• [Stated task]:
Skip the pictures and quote all of the lines exactly.

• [Data lines]:
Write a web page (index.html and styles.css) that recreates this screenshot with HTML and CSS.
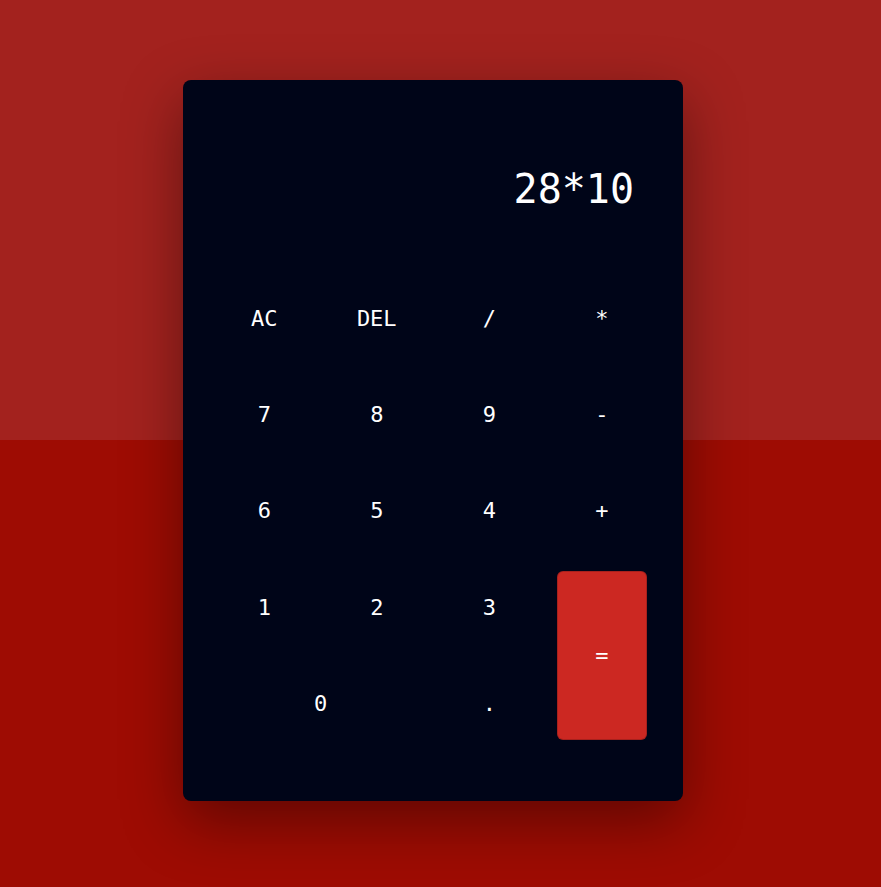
FILE: index.html
```html
<!DOCTYPE html>
<html lang="en">
<head>
<meta charset="utf-8">
<title>Calculator</title>
<link rel="stylesheet" href="styles.css">
</head>
<body>
<main class="page">
  <div class="calculator">
    <div class="display">28*10</div>
    <div class="keys">
      <button class="key">AC</button>
      <button class="key">DEL</button>
      <button class="key">/</button>
      <button class="key">*</button>
      <button class="key">7</button>
      <button class="key">8</button>
      <button class="key">9</button>
      <button class="key">-</button>
      <button class="key">6</button>
      <button class="key">5</button>
      <button class="key">4</button>
      <button class="key">+</button>
      <button class="key">1</button>
      <button class="key">2</button>
      <button class="key">3</button>
      <button class="key key-equals">=</button>
      <button class="key key-zero">0</button>
      <button class="key">.</button>
    </div>
  </div>
</main>
</body>
</html>
```
FILE: styles.css
```css
* { box-sizing: border-box; }
html, body { margin: 0; padding: 0; }
body {
  min-height: 887px;
  background: linear-gradient(to bottom, #a3221e 0, #a3221e 440px, #9e0c03 440px, #9e0c03 100%);
  font-family: "DejaVu Sans Mono", "Liberation Mono", monospace;
  color: #fff;
}
.page {
  display: flex;
  justify-content: center;
  padding-top: 80px;
  padding-right: 15px;
}
.calculator {
  width: 500px;
  height: 721px;
  background: #000518;
  border-radius: 8px;
  box-shadow: 0 20px 60px rgba(0, 0, 0, 0.4);
  padding: 0 25px 49px;
  display: flex;
  flex-direction: column;
}
.display {
  height: 190px;
  display: flex;
  align-items: center;
  justify-content: flex-end;
  padding-right: 24px;
  padding-top: 28px;
  font-size: 40px;
  line-height: 1;
}
.keys {
  display: grid;
  grid-template-columns: repeat(4, 1fr);
  grid-template-rows: repeat(5, 96.4px);
}
.key {
  margin: 13px 12px;
  border: none;
  border-radius: 5px;
  background: transparent;
  color: #fff;
  font-family: inherit;
  font-size: 22px;
  padding: 0;
  display: flex;
  align-items: center;
  justify-content: center;
}
.key-equals {
  grid-column: 4;
  grid-row: 4 / span 2;
  background: #cc2822;
  box-shadow: 0 0 0 1px #a8211d;
}
.key-zero {
  grid-column: 1 / span 2;
  grid-row: 5;
}
```
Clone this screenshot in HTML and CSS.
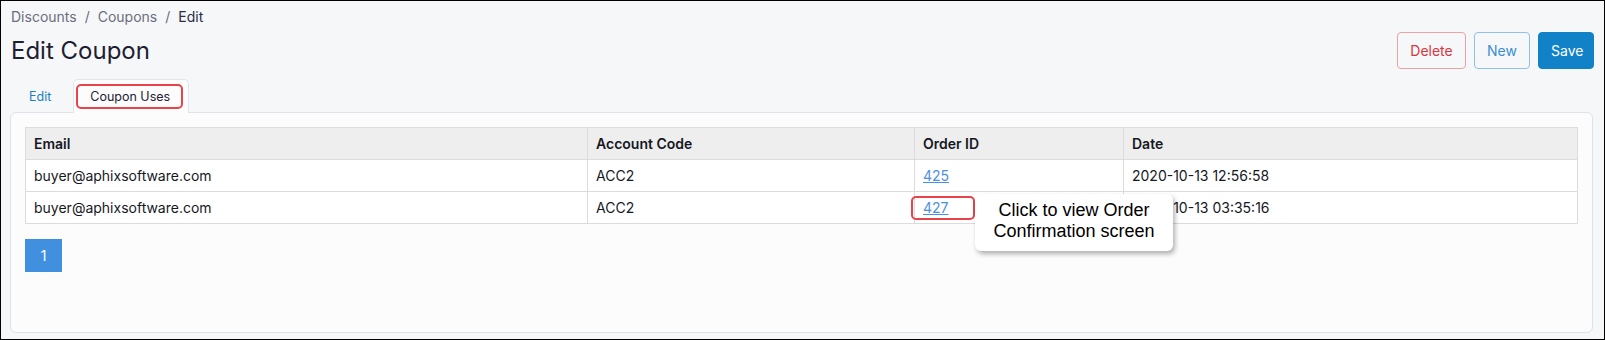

• [Solution to this task]:
Write a web page (index.html and styles.css) that recreates this screenshot with HTML and CSS.
FILE: index.html
```html
<!DOCTYPE html>
<html lang="en">
<head>
<meta charset="utf-8">
<title>Calculator</title>
<link rel="stylesheet" href="styles.css">
</head>
<body>
<main class="page">
  <div class="calculator">
    <div class="display">28*10</div>
    <div class="keys">
      <button class="key">AC</button>
      <button class="key">DEL</button>
      <button class="key">/</button>
      <button class="key">*</button>
      <button class="key">7</button>
      <button class="key">8</button>
      <button class="key">9</button>
      <button class="key">-</button>
      <button class="key">6</button>
      <button class="key">5</button>
      <button class="key">4</button>
      <button class="key">+</button>
      <button class="key">1</button>
      <button class="key">2</button>
      <button class="key">3</button>
      <button class="key key-equals">=</button>
      <button class="key key-zero">0</button>
      <button class="key">.</button>
    </div>
  </div>
</main>
</body>
</html>
```
FILE: styles.css
```css
* { box-sizing: border-box; }
html, body { margin: 0; padding: 0; }
body {
  min-height: 887px;
  background: linear-gradient(to bottom, #a3221e 0, #a3221e 440px, #9e0c03 440px, #9e0c03 100%);
  font-family: "DejaVu Sans Mono", "Liberation Mono", monospace;
  color: #fff;
}
.page {
  display: flex;
  justify-content: center;
  padding-top: 80px;
  padding-right: 15px;
}
.calculator {
  width: 500px;
  height: 721px;
  background: #000518;
  border-radius: 8px;
  box-shadow: 0 20px 60px rgba(0, 0, 0, 0.4);
  padding: 0 25px 49px;
  display: flex;
  flex-direction: column;
}
.display {
  height: 190px;
  display: flex;
  align-items: center;
  justify-content: flex-end;
  padding-right: 24px;
  padding-top: 28px;
  font-size: 40px;
  line-height: 1;
}
.keys {
  display: grid;
  grid-template-columns: repeat(4, 1fr);
  grid-template-rows: repeat(5, 96.4px);
}
.key {
  margin: 13px 12px;
  border: none;
  border-radius: 5px;
  background: transparent;
  color: #fff;
  font-family: inherit;
  font-size: 22px;
  padding: 0;
  display: flex;
  align-items: center;
  justify-content: center;
}
.key-equals {
  grid-column: 4;
  grid-row: 4 / span 2;
  background: #cc2822;
  box-shadow: 0 0 0 1px #a8211d;
}
.key-zero {
  grid-column: 1 / span 2;
  grid-row: 5;
}
```
Clone this screenshot in HTML and CSS.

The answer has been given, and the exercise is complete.